__Extracted data__.

• • • • •

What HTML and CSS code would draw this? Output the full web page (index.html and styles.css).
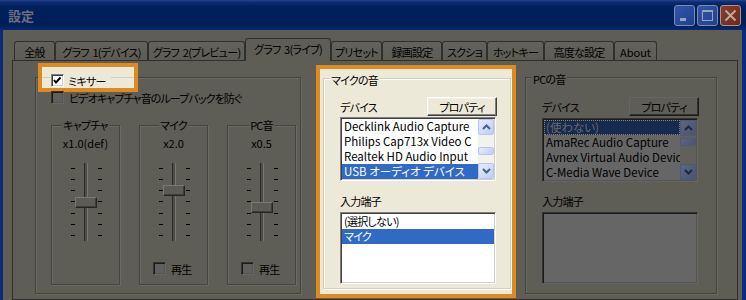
FILE: index.html
```html
<!DOCTYPE html>
<html lang="ja">
<head>
<meta charset="utf-8">
<title>設定</title>
<link rel="stylesheet" href="styles.css">
</head>
<body>
<div class="window">
  <div class="titlebar">
    <span class="title">設定</span>
    <div class="caption-buttons">
      <span class="cap-btn"><svg width="19" height="19" viewBox="0 0 19 19"><rect x="5" y="12" width="6" height="3" fill="#9aa3bd"/></svg></span>
      <span class="cap-btn"><svg width="19" height="19" viewBox="0 0 19 19"><rect x="4.5" y="4.5" width="10" height="10" fill="none" stroke="#9aa3bd" stroke-width="1"/><rect x="4" y="4" width="11" height="2" fill="#9aa3bd"/></svg></span>
      <span class="cap-btn cap-close"><svg width="19" height="19" viewBox="0 0 19 19"><path d="M4.5 4.5 L14.5 14.5 M14.5 4.5 L4.5 14.5" stroke="#b9aaa4" stroke-width="2"/></svg></span>
    </div>
  </div>
  <div class="client">
    <div class="tabs">
      <div class="tab t1">全般</div>
      <div class="tab t2">グラフ 1(デバイス)</div>
      <div class="tab t3">グラフ 2(プレビュー)</div>
      <div class="tab t4 sel">グラフ 3(ライブ)</div>
      <div class="tab t5">プリセット</div>
      <div class="tab t6">録画設定</div>
      <div class="tab t7">スクショ</div>
      <div class="tab t8">ホットキー</div>
      <div class="tab t9">高度な設定</div>
      <div class="tab t10 en">About</div>
    </div>
    <div class="panel">
      <div class="group dim mixer">
        <div class="legend-hl">
          <span class="legend-item"><span class="cb lit"><svg width="11" height="11" viewBox="0 0 11 11"><polyline points="2,5 4,7.5 8.5,2.5" fill="none" stroke="#000" stroke-width="2"/></svg></span><span>ミキサー</span></span>
        </div>
        <div class="check-row"><span class="cb dim"></span><span class="long-label">ビデオキャプチャ音のループバックを防ぐ</span></div>
        <div class="channels">
          <div class="channel">
            <div class="ch-title">キャプチャ</div>
            <div class="ch-value en">x1.0(def)</div>
            <div class="slider">
              <div class="ticks"><i></i><i></i><i></i><i></i><i></i><i></i><i></i></div>
              <div class="track"></div>
              <div class="ticks"><i></i><i></i><i></i><i></i><i></i><i></i><i></i></div>
              <div class="thumb" style="top:34px"></div>
            </div>
          </div>
          <div class="channel">
            <div class="ch-title">マイク</div>
            <div class="ch-value en">x2.0</div>
            <div class="slider">
              <div class="ticks"><i></i><i></i><i></i><i></i><i></i><i></i><i></i></div>
              <div class="track"></div>
              <div class="ticks"><i></i><i></i><i></i><i></i><i></i><i></i><i></i></div>
              <div class="thumb" style="top:22px"></div>
            </div>
            <div class="play-row"><span class="cb dim"></span><span>再生</span></div>
          </div>
          <div class="channel">
            <div class="ch-title">PC音</div>
            <div class="ch-value en">x0.5</div>
            <div class="slider">
              <div class="ticks"><i></i><i></i><i></i><i></i><i></i><i></i><i></i></div>
              <div class="track"></div>
              <div class="ticks"><i></i><i></i><i></i><i></i><i></i><i></i><i></i></div>
              <div class="thumb" style="top:39px"></div>
            </div>
            <div class="play-row"><span class="cb dim"></span><span>再生</span></div>
          </div>
        </div>
      </div>

      <div class="highlight">
        <div class="group lit mic">
          <div class="g-title">マイクの音</div>
          <div class="dev-row"><span class="lbl-dev">デバイス</span><span class="btn lit">プロパティ</span></div>
          <div class="listbox lit">
            <div class="items en">
              <div class="item">Decklink Audio Capture</div>
              <div class="item">Philips Cap713x Video C</div>
              <div class="item">Realtek HD Audio Input</div>
              <div class="item sel">USB オーディオ デバイス</div>
            </div>
            <div class="sb">
              <div class="sb-btn"><svg width="9" height="6" viewBox="0 0 9 6"><polyline points="1,5 4.5,1.5 8,5" fill="none" stroke="#4d6185" stroke-width="2"/></svg></div>
              <div class="sb-track"><div class="sb-thumb" style="margin-top:12px"></div></div>
              <div class="sb-btn"><svg width="9" height="6" viewBox="0 0 9 6"><polyline points="1,1 4.5,4.5 8,1" fill="none" stroke="#4d6185" stroke-width="2"/></svg></div>
            </div>
          </div>
          <div class="lbl-in">入力端子</div>
          <div class="listbox lit tall">
            <div class="items">
              <div class="item">(選択しない)</div>
              <div class="item sel">マイク</div>
            </div>
          </div>
        </div>
      </div>

      <div class="group dim pc">
        <div class="g-title">PCの音</div>
        <div class="dev-row"><span class="lbl-dev">デバイス</span><span class="btn dim">プロパティ</span></div>
        <div class="listbox dim">
          <div class="items en">
            <div class="item sel">(使わない)</div>
            <div class="item">AmaRec Audio Capture</div>
            <div class="item">Avnex Virtual Audio Devic</div>
            <div class="item">C-Media Wave Device</div>
          </div>
          <div class="sb">
            <div class="sb-btn"><svg width="9" height="6" viewBox="0 0 9 6"><polyline points="1,5 4.5,1.5 8,5" fill="none" stroke="#1f2838" stroke-width="2"/></svg></div>
            <div class="sb-track"><div class="sb-thumb" style="margin-top:2px"></div></div>
            <div class="sb-btn"><svg width="9" height="6" viewBox="0 0 9 6"><polyline points="1,1 4.5,4.5 8,1" fill="none" stroke="#1f2838" stroke-width="2"/></svg></div>
          </div>
        </div>
        <div class="lbl-in">入力端子</div>
        <div class="listbox dim tall disabled"></div>
      </div>
    </div>
  </div>
</div>
</body>
</html>
```

FILE: styles.css
```css
* { box-sizing: border-box; margin: 0; padding: 0; }
html, body { width: 746px; height: 300px; overflow: hidden; }
body {
  font-family: "Noto Sans CJK JP", "Noto Sans", sans-serif;
  font-size: 11px;
  line-height: 12px;
  letter-spacing: -0.75px;
  color: #000;
  background: #0a2b78;
  font-feature-settings: "palt" 1;
}
.en { letter-spacing: 0; }

.window {
  width: 746px;
  height: 300px;
  display: flex;
  flex-direction: column;
  background: #0a2b78;
}

/* title bar */
.titlebar {
  height: 30px;
  flex: none;
  display: flex;
  align-items: flex-start;
  padding: 0 5px 0 8px;
  background: linear-gradient(to bottom, #23448f 0, #0c2c74 2px, #01215c 6px, #001f59 24px, #062766 29px, #0a2b78 30px);
}
.title {
  margin-top: 9px;
  font-weight: 700;
  font-size: 13px;
  line-height: 13px;
  letter-spacing: 0;
  color: #6b6f80;
}
.caption-buttons {
  margin-left: auto;
  margin-top: 5px;
  display: flex;
  gap: 2px;
}
.cap-btn {
  width: 21px;
  height: 21px;
  border: 1px solid #7b8bb6;
  border-radius: 3px;
  background: linear-gradient(135deg, #3556a6, #1f3f8f);
  display: flex;
}
.cap-btn svg { display: block; }
.cap-close {
  border-color: #b0948c;
  background: linear-gradient(135deg, #8a3e2a, #6e2818);
}

/* client */
.client {
  flex: 1;
  margin: 0 4px 0 3px;
  background: #5e5d56;
}
.tabs {
  display: flex;
  align-items: flex-end;
  height: 22px;
  margin-top: 8px;
  padding-left: 11px;
}
.tab {
  height: 19px;
  border: 1px solid #2f302d;
  border-bottom: none;
  border-radius: 3px 3px 0 0;
  display: flex;
  align-items: center;
  justify-content: center;
  white-space: pre;
  word-spacing: 2px;
  padding-top: 1px;
  background: linear-gradient(to bottom, #63625b, #5c5b54);
}
.tab.sel {
  height: 23px;
  margin-bottom: -1px;
  position: relative;
  z-index: 1;
  padding: 0 0 3px;
  background: #5e5d56;
}
.t1 { width: 41px; }
.t2 { width: 93px; }
.t3 { width: 97px; }
.t4 { width: 86px; }
.t5 { width: 51px; }
.t6 { width: 60px; }
.t7 { width: 45px; }
.t8 { width: 57px; }
.t9 { width: 70px; }
.t10 { width: 43px; }

.panel {
  margin-left: 9px;
  width: 726px;
  height: 240px;
  border: 1px solid #2f302d;
  display: flex;
  align-items: flex-start;
  padding: 4px 0 0 22px;
}

/* group boxes */
.group {
  display: flex;
  flex-direction: column;
  flex: none;
}
.group.dim {
  border: 1px solid #45443f;
  box-shadow: inset 1px 1px 0 #6b6a63, 1px 1px 0 #6b6a63;
}
.group.lit {
  border: 1px solid #d0d0bf;
  box-shadow: inset 1px 1px 0 #fff, 1px 1px 0 #fff;
}

/* mixer */
.mixer {
  margin-top: 12px;
  width: 266px;
  height: 217px;
}
.legend-hl {
  flex: none;
  margin: -15px 0 0 2px;
  width: 100px;
  height: 29px;
  border: 4px solid #df8a1f;
  padding: 7px 0 0 8px;
  background: linear-gradient(to bottom, transparent 10px, #cfcfbe 10px, #cfcfbe 11px, transparent 11px), #ece9d8;
}
.legend-item {
  display: inline-flex;
  align-items: center;
  gap: 4px;
  height: 13px;
  padding: 0 5px 0 1px;
  background: #ece9d8;
  white-space: nowrap;
}
.check-row {
  display: flex;
  align-items: center;
  gap: 5px;
  height: 13px;
  margin: -1px 0 0 15px;
  white-space: nowrap;
}
.long-label { letter-spacing: -0.9px; }
.cb {
  width: 13px;
  height: 13px;
  flex: none;
  border: 1px solid;
  display: flex;
}
.cb svg { display: block; }
.cb.lit {
  background: #fff;
  border-color: #808080 #fff #fff #808080;
  box-shadow: inset 1px 1px 0 #404040, inset -1px -1px 0 #d4d0c8;
}
.cb.dim {
  background: #5f5f5f;
  border-color: #333 #666 #666 #333;
  box-shadow: inset 1px 1px 0 #1a1a1a, inset -1px -1px 0 #555;
}

.channels {
  display: flex;
  gap: 19px;
  margin: 21px 0 0 15px;
}
.channel {
  width: 69px;
  height: 160px;
  display: flex;
  flex-direction: column;
  align-items: center;
  border: 1px solid #45443f;
  box-shadow: inset 1px 1px 0 #6b6a63, 1px 1px 0 #6b6a63;
}
.ch-title {
  margin-top: -7px;
  padding: 0 1px;
  background: #5e5d56;
  white-space: nowrap;
}
.ch-value {
  margin-top: 6px;
  white-space: nowrap;
}
.slider {
  align-self: flex-start;
  position: relative;
  display: flex;
  width: 31px;
  height: 79px;
  margin: 14px 0 0 19px;
}
.ticks {
  width: 4px;
  height: 73px;
  padding-top: 5px;
  display: flex;
  flex-direction: column;
  justify-content: space-between;
}
.ticks i {
  display: block;
  height: 1px;
  background: #000;
}
.track {
  width: 4px;
  height: 78px;
  margin: 0 10px 0 9px;
  border-left: 1px solid #2a2a28;
  border-right: 1px solid #77766f;
  background: #4e4d47;
}
.thumb {
  position: absolute;
  left: 4px;
  width: 22px;
  height: 11px;
  border: 1px solid;
  border-color: #7b7a72 #262624 #262624 #7b7a72;
  box-shadow: inset -1px -1px 0 #3f3e3a;
  background: #5c5b54;
}
.play-row {
  align-self: flex-start;
  display: flex;
  align-items: center;
  gap: 5px;
  margin: auto 0 9px 13px;
  white-space: nowrap;
}

/* highlighted mic column */
.highlight {
  flex: none;
  margin-left: 15px;
  width: 200px;
  height: 233px;
  border: 4px solid #df8a1f;
  background: #ece9d8;
  padding: 9px 0 0 3px;
}
.mic {
  width: 188px;
  height: 211px;
  padding: 0 14px 0 16px;
}
.pc {
  margin: 12px 0 0 9px;
  width: 192px;
  height: 217px;
  padding: 0 18px 0 16px;
}
.g-title {
  align-self: flex-start;
  margin: -5px 0 0 -10px;
  padding: 0 1px;
  white-space: nowrap;
}
.mic .g-title { background: #ece9d8; }
.pc .g-title { background: #5e5d56; }

.dev-row {
  display: flex;
  align-items: center;
  justify-content: space-between;
  height: 19px;
  margin-top: 11px;
}
.pc .dev-row { margin-top: 12px; }
.btn {
  width: 70px;
  height: 19px;
  margin-right: -1px;
  display: flex;
  align-items: center;
  justify-content: center;
  border: 1px solid;
  white-space: nowrap;
}
.btn.lit {
  background: #ece9d8;
  border-color: #fff #404040 #404040 #fff;
  box-shadow: inset -1px -1px 0 #808080, inset 1px 1px 0 #f4f2e8;
}
.btn.dim {
  background: #5e5d56;
  border-color: #666 #1a1a1a #1a1a1a #666;
  box-shadow: inset -1px -1px 0 #333;
}

.listbox {
  height: 64px;
  margin-top: 1px;
  display: flex;
  border: 1px solid;
  padding: 1px;
}
.pc .listbox { margin-top: 2px; }
.listbox.tall {
  height: 72px;
  margin-top: 5px;
}
.listbox.lit {
  background: #fff;
  border-color: #808080 #fff #fff #808080;
  box-shadow: inset 1px 1px 0 #404040, inset -1px -1px 0 #d4d0c8;
}
.listbox.dim {
  background: #666;
  border-color: #333 #666 #666 #333;
  box-shadow: inset 1px 1px 0 #1a1a1a, inset -1px -1px 0 #555;
}
.items {
  flex: 1;
  min-width: 0;
  display: flex;
  flex-direction: column;
  overflow: hidden;
}
.items.en { font-size: 11.5px; }
.item {
  height: 15px;
  line-height: 15px;
  padding-left: 2px;
  white-space: nowrap;
  overflow: hidden;
}
.lit .item.sel {
  background: #316ac5;
  color: #fff;
}
.dim .item.sel {
  background: #142a4f;
  color: #6a6a6a;
  outline: 1px dotted #8c8567;
  outline-offset: -1px;
}

.sb {
  width: 16px;
  flex: none;
  display: flex;
  flex-direction: column;
}
.lit .sb { background: #f3f2ec; }
.dim .sb { background: #61605c; }
.sb-btn {
  height: 16px;
  flex: none;
  border: 1px solid;
  border-radius: 2px;
  display: flex;
  align-items: center;
  justify-content: center;
}
.sb-btn svg { display: block; }
.sb-track { flex: 1; }
.sb-thumb {
  height: 8px;
  border: 1px solid;
  border-radius: 2px;
}
.lit .sb-btn, .lit .sb-thumb {
  border-color: #b4c6f0;
  background: linear-gradient(135deg, #e6eefd, #bccdf6);
}
.dim .sb-btn, .dim .sb-thumb {
  border-color: #4d5875;
  background: linear-gradient(135deg, #5c6682, #4b5570);
}

.lbl-in {
  margin-top: 14px;
  white-space: nowrap;
}
.pc .lbl-in { margin-top: 13px; }
```
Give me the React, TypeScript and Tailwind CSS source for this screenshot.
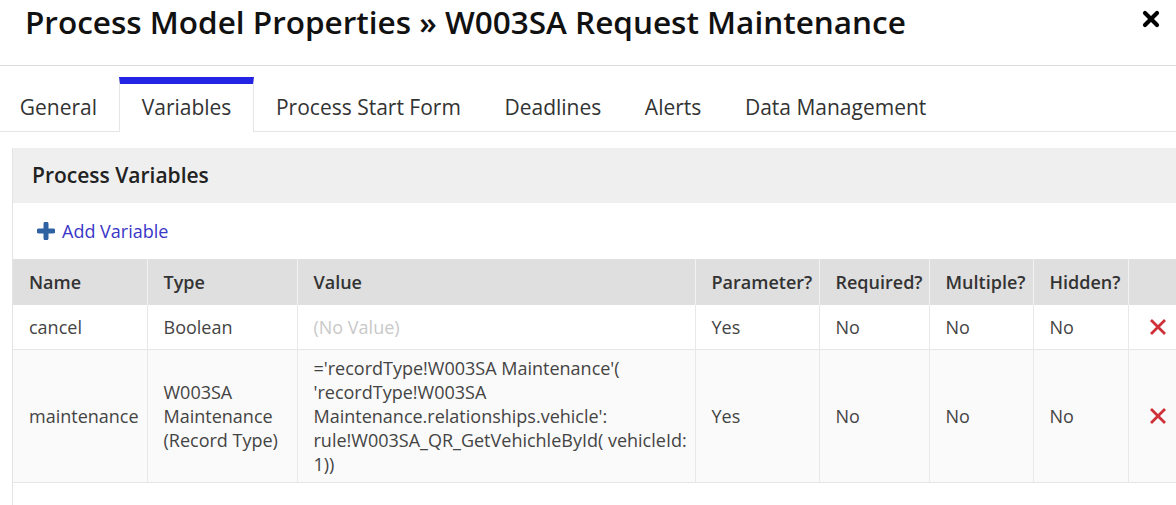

• • • • •

Scan the data above and copy every line with "index" in it.

__Result__.
What HTML and CSS code would draw this? Output the full web page (index.html and styles.css).
FILE: index.html
  z-index: 1;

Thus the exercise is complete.